The actress goes to the sea where Margaret is said to have died and tries to feel her presence. David Rudkin has written this very cleverly so it never is quite clear if the actress really has connected with Margaret or not. At first, she seems to feel nothing. Then she’s not sure if she feels something or not. Margaret’s voice seems to come and go in her head, but it slowly becomes more powerful as the scene becomes more vivid in the actress’s mind. She imagines – or maybe even senses - the people around Margaret and the way they might have spoken to her and reacted to her. Sometimes the actress is imagining the things Margaret might be feeling and thinking and talks about her in the third person. Other times, she talks in the first person as though she has become Margaret.
Director Jack McNamara keeps background noise quite limited at first, like the place is completely silent and the only noise comes from inside the actress’s head. But slowly more background noise is added. I’m not sure exactly when it started, but when I did become aware of it, I also became aware it was getting louder. Towards the end, when the actress is either getting a more complete picture in her head or when she really has connected to Margaret (I would really like to believe it is the second one), the background noise is quite loud. The waves crash wildly. It is very dramatic and it is very emotional to listen to.

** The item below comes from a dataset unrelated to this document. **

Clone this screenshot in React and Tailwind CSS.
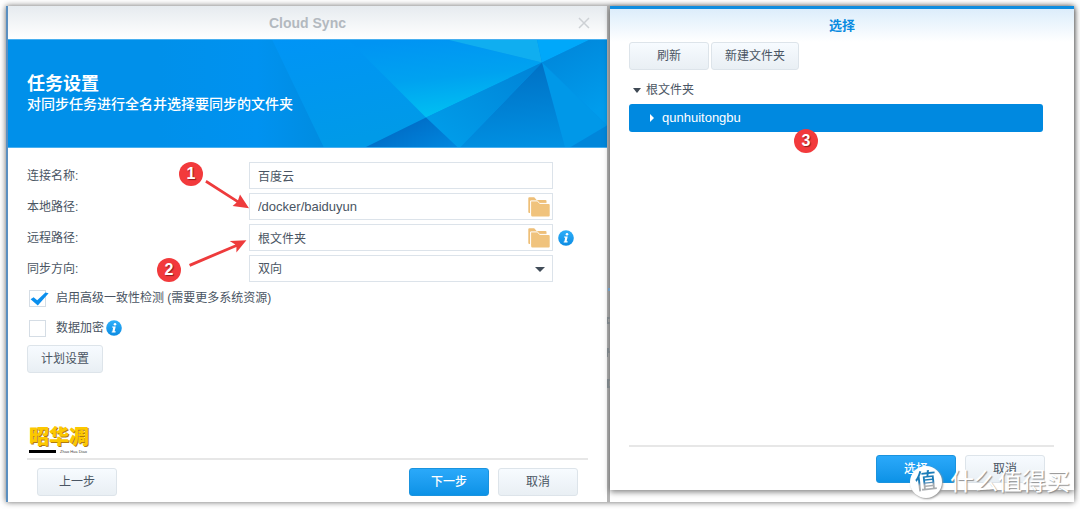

Frances Grey is really good as the actress/Margaret and also the roles of the people Margaret talks to who try to change her mind. The actress is obviously really passionate about her role and cares about Margaret’s story and wants to do a good job of acting it. Margaret is passionate about her beliefs. But Ms Grey makes them seem like different people. She makes the actress so interested in Margaret, we immediately become interested too.
This Place Print is longer than a lot of the Place Prints and in some ways it has less of a story because the actress doesn’t change, Margaret doesn’t change and we don’t learn very much new information as the story goes on, but it is still really powerful and gripping to listen to. It feels really dramatic and I felt so emotionally invested.
I am sad there are only two more Place Prints to listen to, but they are both more than an hour so at least there is still a lot to listen to.